_Your objective_: Leave out the images; return the rest of the data exactly.

_Data extract_:
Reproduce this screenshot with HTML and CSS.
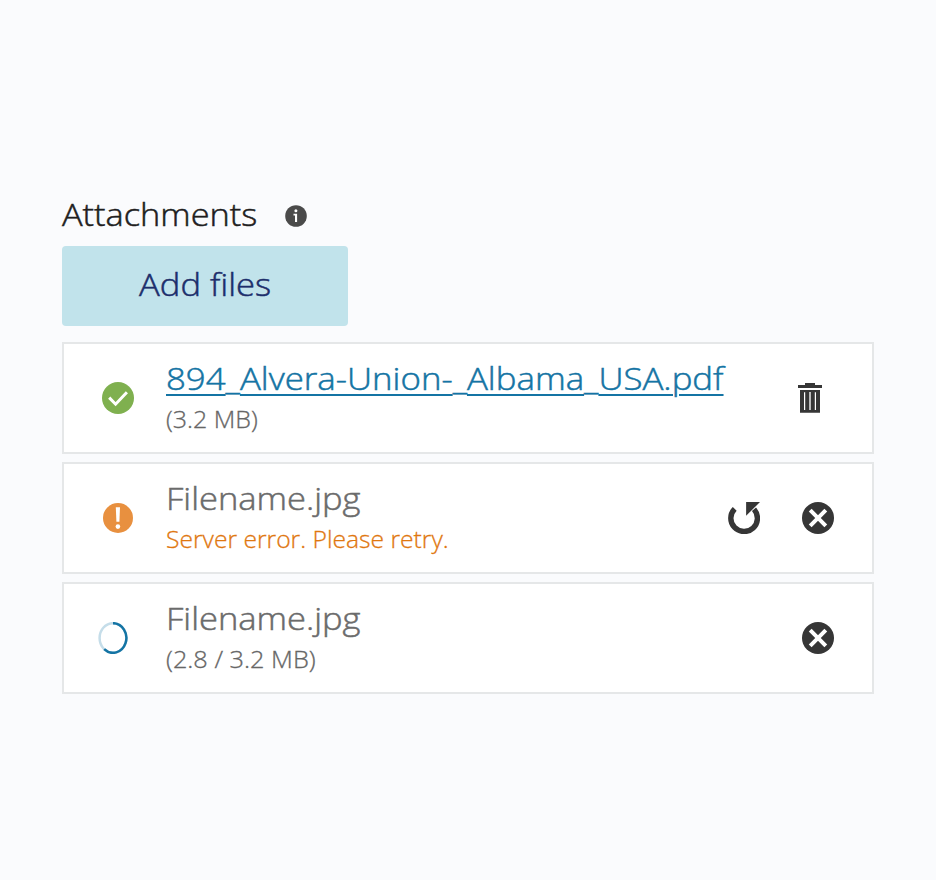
FILE: index.html
```html
<!DOCTYPE html>
<html lang="en">
<head>
<meta charset="utf-8">
<title>Attachments</title>
<link rel="stylesheet" href="styles.css">
</head>
<body>
<main class="attachments">
  <header class="heading">
    <h1 class="title"><span class="t-title">Attachments</span></h1>
    <svg class="info" viewBox="0 0 22 22"><circle cx="11" cy="11" r="10.8" fill="#4a4a4a"/><circle cx="10.9" cy="5.7" r="1.5" fill="#fff"/><path d="M8.5 8.8H12.1V16.9H10V10.4H8.5Z" fill="#fff"/></svg>
  </header>
  <button class="add" type="button"><span class="t-add">Add files</span></button>
  <ul class="files">
    <li class="file">
      <svg class="status" viewBox="0 0 32 32"><circle cx="16" cy="16" r="16" fill="#7fb04f"/><path d="M7.2 15.6L13.6 22.2L24.9 10.2" fill="none" stroke="#fff" stroke-width="3"/></svg>
      <div class="details">
        <a class="name link" href="#"><u>894</u>_<u>Alvera-Union-</u>_<u>Albama</u>_<u>USA.pdf</u></a>
        <span class="meta size-total">(3.2 MB)</span>
      </div>
      <svg class="trash" viewBox="0 0 24 30"><path d="M0 2H7V0H17V2H24V5H0Z" fill="#363636"/><path fill-rule="evenodd" d="M2 7H22V29.7H2ZM6 9.2V27H7.2V9.2ZM11 9.2V27H13V9.2ZM16.8 9.2V27H18V9.2Z" fill="#363636"/><path d="M11 9.2H13V27H11Z" fill="#bbb"/></svg>
    </li>
    <li class="file">
      <svg class="status" viewBox="0 0 32 32"><circle cx="16" cy="16" r="15" fill="#e8903f"/><path d="M13.8 5.2H18L17.4 19.8H14.4Z" fill="#fff"/><circle cx="15.9" cy="24.6" r="2.3" fill="#fff"/></svg>
      <div class="details">
        <span class="name pending">Filename.jpg</span>
        <span class="meta error">Server error. Please retry.</span>
      </div>
      <svg class="retry" viewBox="0 0 32 32"><path d="M6.7 6.8A13.3 13.3 0 1 0 26 7.3" fill="none" stroke="#363636" stroke-width="5.4"/><path d="M18.1 0H32L18.1 13.8Z" fill="#363636"/></svg>
      <svg class="cancel" viewBox="0 0 32 32"><circle cx="16" cy="16" r="16" fill="#363636"/><path d="M8.2 8.2L23.8 23.8M23.8 8.2L8.2 23.8" stroke="#fff" stroke-width="4"/></svg>
    </li>
    <li class="file">
      <svg class="status spinner" viewBox="0 0 32 32"><ellipse cx="16" cy="16" rx="13.4" ry="14.8" fill="none" stroke="#c5dde9" stroke-width="2.5"/><path d="M16 1.2A13.4 14.8 0 1 1 7.2 27.2" fill="none" stroke="#1474a4" stroke-width="2.5"/></svg>
      <div class="details">
        <span class="name pending">Filename.jpg</span>
        <span class="meta progress">(2.8 / 3.2 MB)</span>
      </div>
      <svg class="cancel" viewBox="0 0 32 32"><circle cx="16" cy="16" r="16" fill="#363636"/><path d="M8.2 8.2L23.8 23.8M23.8 8.2L8.2 23.8" stroke="#fff" stroke-width="4"/></svg>
    </li>
  </ul>
</main>
</body>
</html>
```
FILE: styles.css
```css
* { box-sizing: border-box; }
body {
  margin: 0;
  min-height: 880px;
  background: #fafbfd;
  font-family: "Open Sans", sans-serif;
  font-weight: 300;
  -webkit-text-stroke: 0.5px currentColor;
}
svg { display: block; flex: none; }
.attachments { width: 812px; margin-left: 62px; padding-top: 192px; }
.heading { display: flex; align-items: center; height: 48px; }
.title { margin: 0; padding-bottom: 4px; width: 223px; font-size: 32px; line-height: 44px; font-weight: 300; color: #1e1e1e; white-space: nowrap; }
.t-title { display: inline-block; transform: scaleX(1.073); transform-origin: left; }
.info { width: 22px; height: 22px; }
.add {
  display: block;
  width: 286px;
  height: 80px;
  margin: 6px 0 16px;
  padding: 0 0 6px;
  border: 0;
  border-radius: 4px;
  background: #c1e3eb;
  color: #1c2e6b;
  font: inherit;
  font-size: 32px;
}
.t-add { display: inline-block; transform: scaleX(1.08); }
.files { display: flex; flex-direction: column; gap: 8px; margin: 0; padding: 0; list-style: none; }
.file { display: flex; align-items: center; height: 112px; padding: 0 38px; border: 2px solid #e5e7e8; background: #fff; }
.status { width: 32px; height: 32px; }
.spinner { margin-left: -5px; margin-right: 5px; }
.details { display: flex; flex-direction: column; align-items: flex-start; flex: 1; margin-left: 32px; padding-bottom: 3px; white-space: nowrap; }
.name { font-size: 32px; line-height: 44px; transform: scaleX(1.078); transform-origin: left; }
.link { color: #1474a4; text-decoration: none; transform: scaleX(1.088); }
.link u { text-decoration-thickness: 2px; text-underline-offset: 4px; }
.pending { color: #6b6b6b; }
.meta { font-size: 24px; line-height: 37px; color: #666; transform-origin: left; -webkit-text-stroke-width: 0.3px; }
.size-total { transform: scaleX(1.04); }
.progress { transform: scaleX(1.055); }
.error { color: #df770f; transform: scaleX(1.027); }
.trash { width: 24px; height: 30px; margin-right: 12px; }
.retry { width: 32px; height: 32px; margin-right: 42px; }
.cancel { width: 32px; height: 32px; }
```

_Task output_:
Reproduce this screenshot with HTML and CSS.
FILE: index.html
```html
<!DOCTYPE html>
<html lang="en">
<head>
<meta charset="utf-8">
<title>Attachments</title>
<link rel="stylesheet" href="styles.css">
</head>
<body>
<main class="attachments">
  <header class="heading">
    <h1 class="title"><span class="t-title">Attachments</span></h1>
    <svg class="info" viewBox="0 0 22 22"><circle cx="11" cy="11" r="10.8" fill="#4a4a4a"/><circle cx="10.9" cy="5.7" r="1.5" fill="#fff"/><path d="M8.5 8.8H12.1V16.9H10V10.4H8.5Z" fill="#fff"/></svg>
  </header>
  <button class="add" type="button"><span class="t-add">Add files</span></button>
  <ul class="files">
    <li class="file">
      <svg class="status" viewBox="0 0 32 32"><circle cx="16" cy="16" r="16" fill="#7fb04f"/><path d="M7.2 15.6L13.6 22.2L24.9 10.2" fill="none" stroke="#fff" stroke-width="3"/></svg>
      <div class="details">
        <a class="name link" href="#"><u>894</u>_<u>Alvera-Union-</u>_<u>Albama</u>_<u>USA.pdf</u></a>
        <span class="meta size-total">(3.2 MB)</span>
      </div>
      <svg class="trash" viewBox="0 0 24 30"><path d="M0 2H7V0H17V2H24V5H0Z" fill="#363636"/><path fill-rule="evenodd" d="M2 7H22V29.7H2ZM6 9.2V27H7.2V9.2ZM11 9.2V27H13V9.2ZM16.8 9.2V27H18V9.2Z" fill="#363636"/><path d="M11 9.2H13V27H11Z" fill="#bbb"/></svg>
    </li>
    <li class="file">
      <svg class="status" viewBox="0 0 32 32"><circle cx="16" cy="16" r="15" fill="#e8903f"/><path d="M13.8 5.2H18L17.4 19.8H14.4Z" fill="#fff"/><circle cx="15.9" cy="24.6" r="2.3" fill="#fff"/></svg>
      <div class="details">
        <span class="name pending">Filename.jpg</span>
        <span class="meta error">Server error. Please retry.</span>
      </div>
      <svg class="retry" viewBox="0 0 32 32"><path d="M6.7 6.8A13.3 13.3 0 1 0 26 7.3" fill="none" stroke="#363636" stroke-width="5.4"/><path d="M18.1 0H32L18.1 13.8Z" fill="#363636"/></svg>
      <svg class="cancel" viewBox="0 0 32 32"><circle cx="16" cy="16" r="16" fill="#363636"/><path d="M8.2 8.2L23.8 23.8M23.8 8.2L8.2 23.8" stroke="#fff" stroke-width="4"/></svg>
    </li>
    <li class="file">
      <svg class="status spinner" viewBox="0 0 32 32"><ellipse cx="16" cy="16" rx="13.4" ry="14.8" fill="none" stroke="#c5dde9" stroke-width="2.5"/><path d="M16 1.2A13.4 14.8 0 1 1 7.2 27.2" fill="none" stroke="#1474a4" stroke-width="2.5"/></svg>
      <div class="details">
        <span class="name pending">Filename.jpg</span>
        <span class="meta progress">(2.8 / 3.2 MB)</span>
      </div>
      <svg class="cancel" viewBox="0 0 32 32"><circle cx="16" cy="16" r="16" fill="#363636"/><path d="M8.2 8.2L23.8 23.8M23.8 8.2L8.2 23.8" stroke="#fff" stroke-width="4"/></svg>
    </li>
  </ul>
</main>
</body>
</html>
```
FILE: styles.css
```css
* { box-sizing: border-box; }
body {
  margin: 0;
  min-height: 880px;
  background: #fafbfd;
  font-family: "Open Sans", sans-serif;
  font-weight: 300;
  -webkit-text-stroke: 0.5px currentColor;
}
svg { display: block; flex: none; }
.attachments { width: 812px; margin-left: 62px; padding-top: 192px; }
.heading { display: flex; align-items: center; height: 48px; }
.title { margin: 0; padding-bottom: 4px; width: 223px; font-size: 32px; line-height: 44px; font-weight: 300; color: #1e1e1e; white-space: nowrap; }
.t-title { display: inline-block; transform: scaleX(1.073); transform-origin: left; }
.info { width: 22px; height: 22px; }
.add {
  display: block;
  width: 286px;
  height: 80px;
  margin: 6px 0 16px;
  padding: 0 0 6px;
  border: 0;
  border-radius: 4px;
  background: #c1e3eb;
  color: #1c2e6b;
  font: inherit;
  font-size: 32px;
}
.t-add { display: inline-block; transform: scaleX(1.08); }
.files { display: flex; flex-direction: column; gap: 8px; margin: 0; padding: 0; list-style: none; }
.file { display: flex; align-items: center; height: 112px; padding: 0 38px; border: 2px solid #e5e7e8; background: #fff; }
.status { width: 32px; height: 32px; }
.spinner { margin-left: -5px; margin-right: 5px; }
.details { display: flex; flex-direction: column; align-items: flex-start; flex: 1; margin-left: 32px; padding-bottom: 3px; white-space: nowrap; }
.name { font-size: 32px; line-height: 44px; transform: scaleX(1.078); transform-origin: left; }
.link { color: #1474a4; text-decoration: none; transform: scaleX(1.088); }
.link u { text-decoration-thickness: 2px; text-underline-offset: 4px; }
.pending { color: #6b6b6b; }
.meta { font-size: 24px; line-height: 37px; color: #666; transform-origin: left; -webkit-text-stroke-width: 0.3px; }
.size-total { transform: scaleX(1.04); }
.progress { transform: scaleX(1.055); }
.error { color: #df770f; transform: scaleX(1.027); }
.trash { width: 24px; height: 30px; margin-right: 12px; }
.retry { width: 32px; height: 32px; margin-right: 42px; }
.cancel { width: 32px; height: 32px; }
```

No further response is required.